実践女子大学で授業してきました

2024年11月27日、渋谷の実践女子大学で、准教授のコルネーエヴァ・スヴェトラーナ先生の講義「日本文化論b」の授業でお話させていただきました。
外部から一般の人を呼んで、お願いするというプログラムが、今の大学にはあるのです。
お話したのは主に、①金属工芸と日本のジュエリー②デザインとジュエリー
のお話し。ちょっとだけ講義の一部を紹介しましょう。

1.金属工芸と日本のジュエリー

せっかく「日本文化論」なので、刀剣金工と明治以降の近代ジュエリーについてのお話です。

刀の柄のところに施される目貫(打出しという技法)

江戸時代までは、日本はとても平和な時代が続いていました。

けれど武士は刀は必需品。

そのため、刀の鍔(つば)などの刀の装飾をする職人たちが、各藩の大名の援助の元、その腕を競い合っていました。

そんな刀剣金工の人たちは、明治に入り、廃刀令が施行されると、職を失います。

そんな時に、西洋に追い付け追い越せの日本で必要になったのが「ジュエリー」です。

そこで、刀剣金工や簪(かんざし)などの錺(かざり)職人たちは、ジュエリー制作に仕事を変えて、近代西洋ジュエリーをつくり始めました。

 

今でも、日本の和彫りやハイジュエリーの石留などには、日本の鏨(たがね)の技術が生きています。

2.デザインとジュエリー

ともすると、ジュエリーはダイヤモンドや金、プラチナといった素材価値に目を向けられがちです。

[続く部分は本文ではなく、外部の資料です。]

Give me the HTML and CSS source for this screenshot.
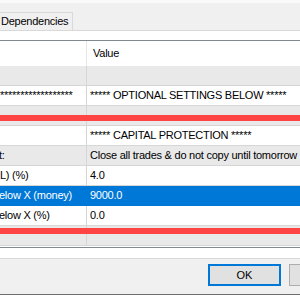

もちろん、長く引き継いでいくという意味での素材の選定はとても大事だけれど、それと同等か、あるいはそれ以上に、社会の方を向いてデザインをするということも、とても大事だと思っています。

なぜなら、デザインはそのカタチだけではなく、

社会の問題を解決するために新しい価値を提案すること

だからです。

例えば、女性たちが、以前とは違って皆働くようになって、昔とはジュエリーをつける状況が変わって来たでしょう。

そのために、どんな新しい価値の提案ができるかということが、意味あるモノづくりだと思います。

花やハートや、かわいいモチーフやきれいなものを女性は好むもの...

そのようなプロトタイプな女性像が、ジュエリーの業界では広まってきました、けれど、それは旧来の日本の封建的な女性の生き方像とリンクしているとも考えられます。

そして、もっといろいろな方向や、方法でジュエリーをつくっていくことが様々な考え方を持つ人たちを、柔軟に、軽やかに社会に認知してもらう一つの道だと考えるようになりました。

そして2021年、MENTOSENというジュエリーコレクションをスタートしました。

「デザインとものづくり-人とデジタルの関係」をテーマです。

立体でデザインを展開し、職人との形の共有をするために、CAD(立体造形ソフト)でデザインを起こし、3Dプリンターで試作モデルを出力する。

それによって、立体である人間の体に寄り添う面白いデザインにたどり着く。

効率化のためのデジタルのを使うのではなく、今までにない新しい価値を提案するために、新しい技術を使いきってこそ、意味があると思います。

そして、伝統の技と新しいものがつながっていくと、さらに独自性が生まれていくでしょう。

そんなお話をさせていただきました。

体験しよう

そんなことをお話しつつ、ちょっと実際の体験も授業に取り入れてみました。

途中で3Dプリンターのモデルを見てみたり、または現物のジュエリーをはめてみたり。

また、AR(仮想現実)をタブレットで動かし、教室を歩き回り

ポップアップ折り紙を折って、平面から立体への展開を実感してもらいました。

コルネーヴァ先生は、ロシア出身ですが、「武士道」に関する研究をはじめ、数多くの日本の文化の論文を発表しています。
授業当日も、自分でしつらえた着物で来てくれました。
とってもきれいでしたよ。

学生さんたちは、かなり積極的に授業に参加してくれました。

AR体験や折り紙工作は、やっぱり盛り上がりました。

この機会を与えてくださった、コルネーエヴァ先生、本当にありがとうございます。

ソビエト連邦が崩壊を思春期に経験し、日本に渡り日本の文化研究と教育に携わっている。

激動の時代を乗り越えて、新しい道を切り開いてきた方ですが、そんな苦労を感じさせない、軽やかさがあります。

とっても楽しい先生です。

社会にはいろいろ難しい問題があるけれども、若者と話すっていうのは、未来に希望を感じます。教育ってすごいなあと思う一日でした。